Using the software and interfacing with the Creative Cloud is pretty straightforward. From a usability standpoint, nothing has changed. The software is still as great as ever, it’s just available to me no matter where I am. Even if I have installed the software on two computers and I need to put it on another, you can deactivate all current subscriptions on all computers and install on a new one. It’s not a permanent solution, but if you’re in a bind it’s incredibly useful. This is one huge advantage over services like iTunes. If you authorize a computer on iTunes, you can only de-authorize it from that computer. So if you can’t remember what computer you authorized, you’re kind of screwed. With the Creative Cloud, you can de-authorize all computers from any computer as long as you can log in. This probably isn’t a practice Adobe really cares for, but it’s a function that I really liked.
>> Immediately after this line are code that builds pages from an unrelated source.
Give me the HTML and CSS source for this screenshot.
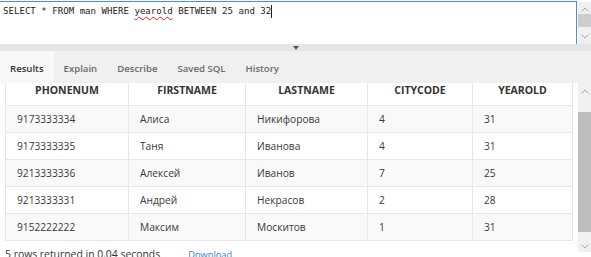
FILE: index.html
```html
<!DOCTYPE html>
<html>
<head>
<meta charset="utf-8">
<link rel="stylesheet" href="styles.css">
</head>
<body>
<div class="editor">
  <div class="sql">SELECT * FROM man WHERE <span class="typo">yearold</span> BETWEEN 25 and 32<span class="caret"></span></div>
  <div class="vscroll top-scroll">
    <svg class="arrow" width="8" height="5" viewBox="0 0 8 5"><polyline points="0.5,4.5 4,1 7.5,4.5" fill="none" stroke="#a8a8a8" stroke-width="1"/></svg>
    <div class="thumb"></div>
    <svg class="arrow" width="8" height="5" viewBox="0 0 8 5"><polyline points="0.5,0.5 4,4 7.5,0.5" fill="none" stroke="#a8a8a8" stroke-width="1"/></svg>
  </div>
</div>
<div class="splitter"><span class="tri"></span></div>
<div class="tabs">
  <div class="tab active">Results</div>
  <div class="tab">Explain</div>
  <div class="tab">Describe</div>
  <div class="tab">Saved SQL</div>
  <div class="tab">History</div>
</div>
<div class="results">
  <div class="grid-wrap">
    <table class="grid">
      <thead>
        <tr><th class="c1">PHONENUM</th><th class="c2">FIRSTNAME</th><th class="c3">LASTNAME</th><th class="c4">CITYCODE</th><th class="c5">YEAROLD</th></tr>
      </thead>
      <tbody>
        <tr class="odd"><td>9173333334</td><td>Алиса</td><td>Никифорова</td><td>4</td><td>31</td></tr>
        <tr><td>9173333335</td><td>Таня</td><td>Иванова</td><td>4</td><td>31</td></tr>
        <tr class="odd"><td>9213333336</td><td>Алексей</td><td>Иванов</td><td>7</td><td>25</td></tr>
        <tr><td>9213333331</td><td>Андрей</td><td>Некрасов</td><td>2</td><td>28</td></tr>
        <tr class="odd"><td>9152222222</td><td>Максим</td><td>Москитов</td><td>1</td><td>31</td></tr>
      </tbody>
    </table>
    <div class="footer"><span class="count">5 rows returned in 0.04 seconds</span><a class="download">Download</a></div>
  </div>
  <div class="vscroll big-scroll">
    <svg class="arrow" width="8" height="5" viewBox="0 0 8 5"><polyline points="0.5,4.5 4,1 7.5,4.5" fill="none" stroke="#a8a8a8" stroke-width="1"/></svg>
    <div class="thumb"></div>
    <svg class="arrow" width="8" height="5" viewBox="0 0 8 5"><polyline points="0.5,0.5 4,4 7.5,0.5" fill="none" stroke="#a8a8a8" stroke-width="1"/></svg>
  </div>
</div>
</body>
</html>
```
FILE: styles.css
```css
html, body {
  margin: 0;
  padding: 0;
}
body {
  width: 591px;
  height: 257px;
  overflow: hidden;
  background: #ffffff;
  font-family: "Open Sans", "Noto Sans", sans-serif;
  color: #333333;
}
.editor {
  display: flex;
  height: 44px;
  padding-top: 1px;
  box-sizing: border-box;
  background: #ffffff;
}
.sql {
  flex: 1;
  border-top: 1px solid #4a90d9;
  border-right: 1px solid #4a90d9;
  padding: 3px 0 0 3px;
  font-family: "DejaVu Sans Mono", "Liberation Mono", monospace;
  font-size: 9.1px;
  line-height: 13px;
  color: #222222;
  white-space: pre;
}
.typo {
  text-decoration: underline wavy #e02020;
  text-decoration-thickness: 1px;
  text-underline-offset: 2px;
  text-decoration-skip-ink: none;
}
.caret {
  display: inline-block;
  width: 0;
  height: 13px;
  border-left: 1px solid #222;
  vertical-align: top;
}
.vscroll {
  background: #f0f0f0;
  width: 13px;
  display: flex;
  flex-direction: column;
  align-items: center;
  box-sizing: border-box;
}
.top-scroll {
  margin-left: 1px;
  margin-top: 1px;
  padding-top: 5px;
}
.top-scroll .thumb {
  width: 13px;
  height: 13px;
  background: #cdcdcd;
  margin-top: 2px;
  margin-bottom: 7px;
}
.splitter {
  height: 7px;
  background: #e5e5e5;
  display: flex;
  justify-content: center;
  align-items: center;
}
.tri {
  width: 0;
  height: 0;
  border-left: 3px solid transparent;
  border-right: 3px solid transparent;
  border-top: 4px solid #555555;
  margin-left: 1px;
}
.tabs {
  display: flex;
  height: 32px;
  background: #f0f0f0;
}
.tab {
  padding: 0 10px;
  font-size: 9.6px;
  font-weight: 600;
  color: #6a6a6a;
  line-height: 35px;
}
.tab.active {
  background: #f8f8f8;
  color: #333333;
}
.results {
  display: flex;
  height: 174px;
}
.grid-wrap {
  width: 577px;
  padding-left: 5px;
  box-sizing: border-box;
  overflow: hidden;
}
.grid {
  border-collapse: collapse;
  table-layout: fixed;
  width: 567px;
  font-size: 10.2px;
}
.grid th {
  height: 22px;
  padding: 0 0 8px 0;
  font-size: 10.5px;
  font-weight: 700;
  color: #333333;
  text-align: center;
  line-height: 14px;
  border: 1px solid #e6e6e6;
  border-top: none;
  box-sizing: border-box;
  background: #ffffff;
}
.grid .c1 { width: 123px; }
.grid .c2 { width: 117px; }
.grid .c3 { width: 122px; }
.grid .c4 { width: 105px; }
.grid .c5 { width: 100px; }
.grid td {
  height: 27px;
  padding: 0 0 0 11px;
  border: 1px solid #e6e6e6;
  box-sizing: border-box;
  color: #3a3a3a;
  background: #ffffff;
}
.grid tr.odd td {
  background: #f9f9f9;
}
.footer {
  margin-top: 6px;
  display: flex;
  align-items: baseline;
  white-space: nowrap;
}
.count {
  font-size: 10.4px;
  color: #333333;
}
.download {
  margin-left: 28px;
  font-size: 9.3px;
  color: #3a80d8;
}
.big-scroll {
  margin-left: 1px;
  height: 169px;
  padding-top: 6px;
}
.big-scroll .thumb {
  width: 13px;
  height: 120px;
  background: #bdbdbd;
  margin-top: 18px;
  margin-bottom: 12px;
}
```
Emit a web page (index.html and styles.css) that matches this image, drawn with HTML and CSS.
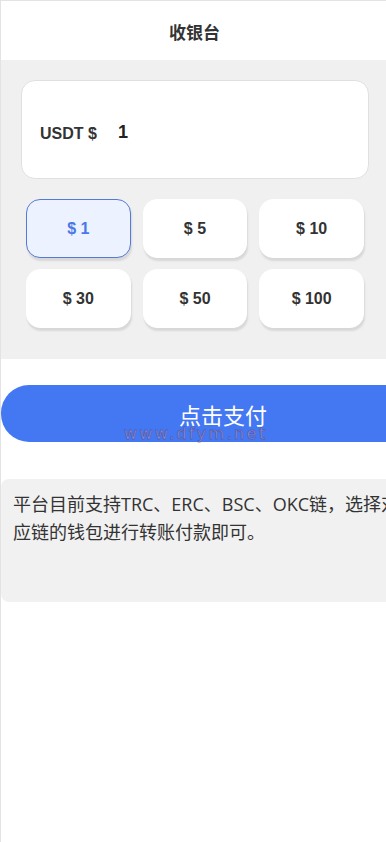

One other benefit of the Creative Cloud is access to a massive training library with a huge number of videos. If you’re stuck, there is a tutorial here for you.
What I liked:
Easy of use
Plethora of programs
Speed of updates
Price point of service
Massive tutorial library
What could use improvement:
Requiring a year commitment to get the best price
Sure, the idea of paying a monthly fee bothers a lot of people. Hopefully the math I went through above makes this a little easier since stubbornly digging in your feet and opting for the disc version isn’t the most fiscally responsible decision. Maybe you feel like you actually own the software this way, and I understand that. Maybe you don’t trust Adobe for various reasons including the shady, dodgy way that the CEO avoids talking about real issues. I get that too. But despite all the flaws and downsides to using the Creative Cloud, it works. It is truly an excellent product delivery system. Having access to any program in the Adobe library instantly is just a good feeling. There was a time that Lee and Pat needed Premiere right away, as they were traveling and were having issues with their computers. They needed to reinstall Premiere and couldn’t until they found a store that happened to carry the disc. With the Creative Cloud, reinstalling takes a couple minutes. Zero stress. Zero hassle. Could have spent a lot more time editing and a lot less time trying to find a physical copy of the disc. In the end, that’s what it’s about right? If the software and delivery of that software makes your life easier, it’s a good thing right? That’s what you should focus on when contemplating the Creative Cloud, because it does make your life easier. I’m comfortable saying that the Creative Cloud is better for Adobe and better for the consumers. It’s a great service, and one I’ll continue to use.